The test design that adaptive assessments make use of is not a new one—in fact, it has long proved its worth in entrance exams such as the SAT, the Graduate Record Examination, and the Law School Admission Test, as well as in numerous national certification exams. Critics of adaptive assessments rightly raise the issue of costs, including the cost of aligning the tests to state standards. But our pilot also looked into some ways these costs can be mitigated. The most promising strategy builds on the recent trend among states of identifying “essential standards”—the core building blocks in each content area. Such an approach opens the doors to much broader collaboration and cost-sharing among consortia of states on their assessments and online reporting systems. Why not craft the reauthorized NCLB to foster innovation and improvement in the field of assessment, rather than to prevent it?

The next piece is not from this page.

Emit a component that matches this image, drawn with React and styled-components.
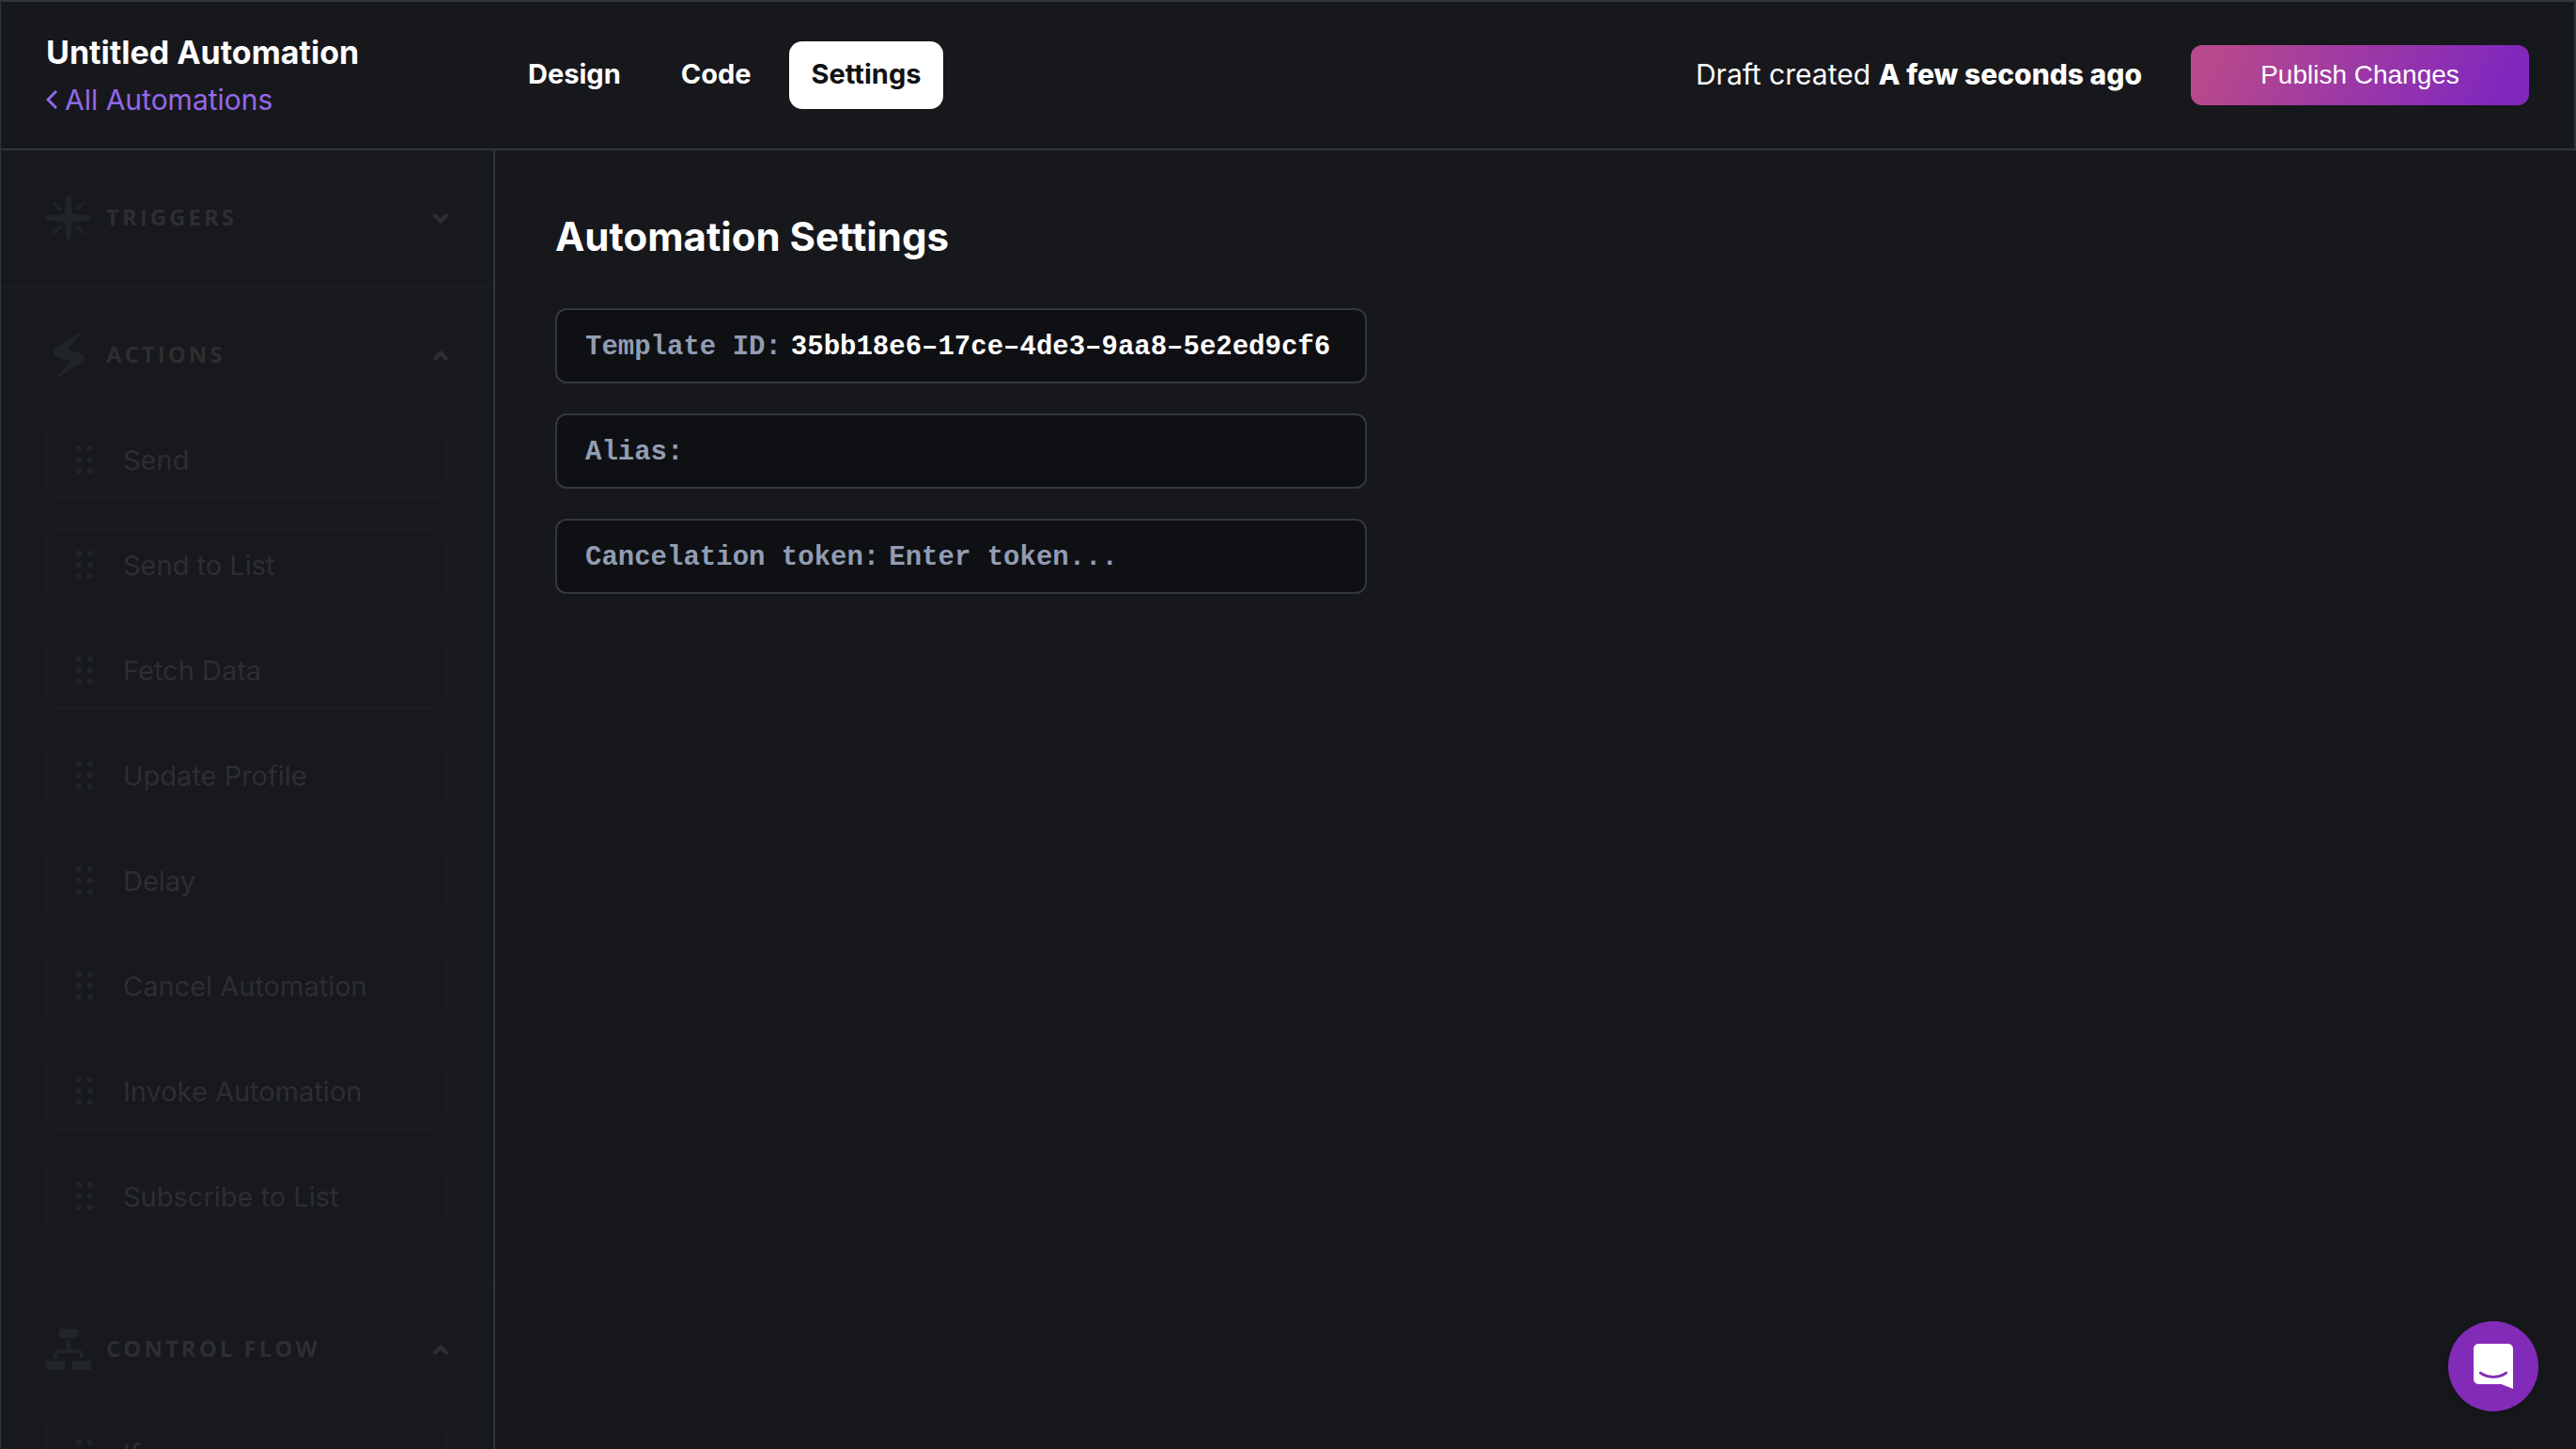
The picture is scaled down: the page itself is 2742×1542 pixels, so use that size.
import React from "react";
import styled, { createGlobalStyle } from "styled-components";

const sans = `Inter, "Open Sans", "Liberation Sans", sans-serif`;
const mono = `"Liberation Mono", "DejaVu Sans Mono", monospace`;
const line = "#2f373e";

const GlobalStyle = createGlobalStyle`
  *, *::before, *::after { box-sizing: border-box; }
  body { margin: 0; background: #17181c; color: #fff; font-family: ${sans}; font-size: 28px; }
  button, input { font: inherit; }
  svg { display: block; flex: none; }
`;

const Page = styled.div`
  display: flex;
  flex-direction: column;
  height: 100vh;
  overflow: hidden;
  border-left: 1px solid ${line};
`;

const Header = styled.header`
  flex: none;
  display: flex;
  align-items: center;
  height: 160px;
  padding-right: 48px;
  border: 2px solid ${line};
  border-left: 0;
`;

const Brand = styled.div`
  width: 537px;
  padding: 2px 0 0 48px;
`;

const Title = styled.h1`
  margin: 0;
  font-size: 34px;
  line-height: 50px;
  font-weight: 700;
`;

const BackLink = styled.a`
  display: flex;
  align-items: center;
  gap: 8px;
  font-size: 30px;
  line-height: 50px;
  color: #9468ea;
  text-decoration: none;
`;

const Tabs = styled.nav`
  display: flex;
  gap: 16px;
`;

const Tab = styled.a`
  padding: 0 24px 2px;
  border-radius: 14px;
  font-size: 29px;
  line-height: 70px;
  font-weight: 700;
  text-decoration: none;
  color: ${(p) => (p.$active ? "#111214" : "#fff")};
  background: ${(p) => (p.$active ? "#fff" : "transparent")};
`;

const Status = styled.p`
  margin: 0 52px 0 auto;
  padding-bottom: 2px;
  font-size: 30px;
  b { font-weight: 800; }
`;

const PublishButton = styled.button`
  width: 360px;
  height: 64px;
  padding: 0;
  border: 0;
  border-radius: 12px;
  color: #fff;
  font-family: "Liberation Sans", Arial, sans-serif;
  background: linear-gradient(116deg, #b6488d 10%, #8229bd 88%);
`;

const Body = styled.div`
  flex: 1;
  display: flex;
  min-height: 0;
`;

const Sidebar = styled.aside`
  flex: none;
  width: 526px;
  overflow: hidden;
  border-right: 2px solid ${line};
  background: #17191c;
  color: #2d2e30;
`;

const Section = styled.section`
  border-bottom: 2px solid #1b1c20;
  padding: 0 48px ${(p) => (p.$open ? 48 : 0)}px;
`;

const SectionToggle = styled.button`
  display: flex;
  align-items: center;
  gap: 16px;
  width: 100%;
  height: 144px;
  padding: 0;
  border: 0;
  background: none;
  color: inherit;
  font-family: "Open Sans", sans-serif;
  font-size: 24px;
  font-weight: 700;
  letter-spacing: 3px;
  text-transform: uppercase;
  text-align: left;
  span { flex: 1; padding-bottom: 4px; }
`;

const Steps = styled.ul`
  display: grid;
  gap: 32px;
  margin: 0;
  padding: 0;
  list-style: none;
`;

const Step = styled.li`
  display: flex;
  align-items: center;
  gap: 32px;
  height: 80px;
  padding: 0 30px 2px;
  border: 2px solid #1b1c20;
  border-radius: 12px;
  font-size: 29px;
`;

const Main = styled.main`
  flex: 1;
  padding: 64px;
`;

const Heading = styled.h2`
  margin: 0 0 48px;
  font-size: 42px;
  line-height: 56px;
  font-weight: 700;
`;

const Form = styled.form`
  display: grid;
  gap: 32px;
  max-width: 864px;
`;

const Field = styled.label`
  display: flex;
  align-items: center;
  gap: 10px;
  height: 80px;
  padding: 2px 24px 0 30px;
  border: 2px solid #33383e;
  border-radius: 12px;
  background: #0f1014;
  color: #919db3;
  font-family: ${mono};
  font-size: 29px;
  font-weight: 700;
  white-space: nowrap;
`;

const FieldInput = styled.input`
  flex: 1;
  min-width: 0;
  padding: 0;
  border: 0;
  outline: 0;
  background: none;
  color: #fff;
  &::placeholder { color: #919db3; opacity: 1; }
`;

const Messenger = styled.button`
  position: fixed;
  right: 40px;
  bottom: 40px;
  display: grid;
  place-items: center;
  width: 96px;
  height: 96px;
  padding: 0;
  border: 0;
  border-radius: 50%;
  background: #832bb9;
  box-shadow: 0 2px 12px rgba(0, 0, 0, 0.1), 0 4px 48px rgba(0, 0, 0, 0.1);
`;

const StarIcon = () => (
  <svg width="48" height="48" viewBox="0 0 48 48" fill="#21252a">
    <path d="M24 0c1.500 0 2.400 1 2.500 2.400l1.500 15.700c.1 1.200.7 1.800 1.900 1.900l15.700 1.500c1.400.1 2.400 1 2.400 2.500s-1 2.400-2.400 2.500l-15.700 1.500c-1.200.1-1.800.7-1.900 1.900l-1.500 15.700C26.400 47 25.500 48 24 48s-2.400-1-2.500-2.400l-1.500-15.700c-.1-1.200-.7-1.800-1.900-1.900l-15.700-1.500C1 26.400 0 25.500 0 24s1-2.400 2.400-2.500l15.700-1.500c1.200-.1 1.800-.7 1.900-1.900l1.500-15.700C21.600 1 22.500 0 24 0z" />
    <path d="M7.400 7.400c.5-.5 1.200-.5 1.800 0l6.300 5.200c1 .9 1.100 2.100.3 2.900s-2 .7-2.900-.3L7.400 9.200c-.5-.6-.5-1.300 0-1.800z" />
    <path d="M40.600 7.400c-.5-.5-1.200-.5-1.800 0l-6.300 5.200c-1 .9-1.100 2.100-.3 2.900s2 .7 2.900-.3l5.200-6c.5-.6.5-1.300 0-1.800z" />
    <path d="M7.400 40.600c.5.500 1.200.5 1.800 0l6.300-5.200c1-.9 1.100-2.100.3-2.900s-2-.7-2.900.3l-5.500 6c-.5.600-.5 1.300 0 1.800z" />
    <path d="M40.600 40.600c-.5.500-1.200.5-1.800 0l-6.300-5.200c-1-.9-1.100-2.100-.3-2.900s2-.7 2.900.3l5.500 6c.5.600.5 1.300 0 1.800z" />
  </svg>
);

const BoltIcon = () => (
  <svg width="48" height="48" viewBox="0 0 48 48" fill="#21252a">
    <path d="M34.200 1.100c1-.7 2 .3 1.300 1.300L23.500 17.300l13.800 5.200c4.100 1.600 4.300 6.600.8 8.900L14 46.700c-1 .6-2-.4-1.300-1.300L25.400 30.600 10.800 25.300c-3.900-1.500-4.100-6.300-.8-8.500z" />
  </svg>
);

const FlowIcon = () => (
  <svg width="48" height="48" viewBox="0 0 48 48" fill="#21252a">
    <rect x="14" y="2" width="20" height="10" rx="2" />
    <rect x="0" y="36" width="20" height="10" rx="2" />
    <rect x="28" y="36" width="20" height="10" rx="2" />
    <path d="M24 16v7c0 2-1 3-3 3h-6c-3 0-5 1-5 4v2M24 16v7c0 2 1 3 3 3h6c3 0 5 1 5 4v2" fill="none" stroke="#21252a" strokeWidth="4" strokeLinecap="round" />
  </svg>
);

const Caret = ({ up }) => (
  <svg width="16" height="11" viewBox="0 0 16 11" fill="none" stroke="currentColor" strokeWidth="4.500" strokeLinecap="round" strokeLinejoin="round">
    <path d={up ? "M2.300 8.300L8 2.700l5.700 5.600" : "M2.300 2.700L8 8.300l5.700-5.600"} />
  </svg>
);

const BackIcon = () => (
  <svg width="12" height="20" viewBox="0 0 12 20" fill="none" stroke="currentColor" strokeWidth="3">
    <path d="M11 1L2 10l9 9" />
  </svg>
);

const Grip = () => (
  <svg width="18" height="30" viewBox="0 0 18 30" fill="#21252a">
    {[3, 15, 27].map((y) => [3, 15].map((x) => <circle key={`${x}-${y}`} cx={x} cy={y} r="3" />))}
  </svg>
);

const ChatIcon = () => (
  <svg width="42" height="48" viewBox="0 0 28 32" fill="#fff">
    <path d="M28 32s-4.714-1.855-8.527-3.340H3.437C1.540 28.660 0 27.026 0 25.013V3.644C0 1.633 1.540 0 3.437 0h21.125c1.898 0 3.437 1.632 3.437 3.645v18.404H28V32zm-4.139-11.982a.88.88 0 00-1.292-.105c-.03.026-3.015 2.681-8.570 2.681-5.486 0-8.517-2.636-8.571-2.684a.88.88 0 00-1.290.107 1.010 1.010 0 00-.219.708.992.992 0 00.318.664c.142.128 3.537 3.150 9.762 3.150 6.226 0 9.621-3.022 9.763-3.150a.992.992 0 00.317-.664 1.010 1.010 0 00-.218-.707z" />
  </svg>
);

const sections = [
  { name: "Triggers", Icon: StarIcon, steps: [] },
  {
    name: "Actions",
    Icon: BoltIcon,
    steps: ["Send", "Send to List", "Fetch Data", "Update Profile", "Delay", "Cancel Automation", "Invoke Automation", "Subscribe to List"],
  },
  { name: "Control Flow", Icon: FlowIcon, steps: ["If"] },
];

const tabs = ["Design", "Code", "Settings"];

export default function App() {
  return (
    <Page>
      <GlobalStyle />
      <Header>
        <Brand>
          <Title>Untitled Automation</Title>
          <BackLink href="#automations">
            <BackIcon />
            All Automations
          </BackLink>
        </Brand>
        <Tabs>
          {tabs.map((t) => (
            <Tab key={t} href={`#${t.toLowerCase()}`} $active={t === "Settings"}>
              {t}
            </Tab>
          ))}
        </Tabs>
        <Status>
          Draft created <b>A few seconds ago</b>
        </Status>
        <PublishButton type="button">Publish Changes</PublishButton>
      </Header>
      <Body>
        <Sidebar>
          {sections.map(({ name, Icon, steps }) => (
            <Section key={name} $open={steps.length > 0}>
              <SectionToggle type="button" aria-expanded={steps.length > 0}>
                <Icon />
                <span>{name}</span>
                <Caret up={steps.length > 0} />
              </SectionToggle>
              {steps.length > 0 && (
                <Steps>
                  {steps.map((s) => (
                    <Step key={s}>
                      <Grip />
                      {s}
                    </Step>
                  ))}
                </Steps>
              )}
            </Section>
          ))}
        </Sidebar>
        <Main>
          <Heading>Automation Settings</Heading>
          <Form>
            <Field>
              Template ID:
              <FieldInput readOnly value="35bb18e6–17ce–4de3–9aa8–5e2ed9cf6" />
            </Field>
            <Field>
              Alias:
              <FieldInput />
            </Field>
            <Field>
              Cancelation token:
              <FieldInput placeholder="Enter token..." />
            </Field>
          </Form>
        </Main>
      </Body>
      <Messenger type="button" aria-label="Open chat">
        <ChatIcon />
      </Messenger>
    </Page>
  );
}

In establishing national accountability goals, the No Child Left Behind Act also set a high bar for itself: If we intend to rate or sanction schools, educators, and students based on their performance, the data we use to evaluate that performance also need to be accurate and useful. This simply won’t happen as long as the law fails to acknowledge the fact that not all students start out at grade level—and that it can’t address the significant minority who fall outside its own fairly rigid bounds.
Ironically, these students—both the high and the low performers within their grades—are the ones who stand to gain the most from the targeted instruction and other benefits made possible by a properly functioning assessment system. Making it right is an easy fix, and the payoff would be huge. Now it’s up to our federal lawmakers to make that happen.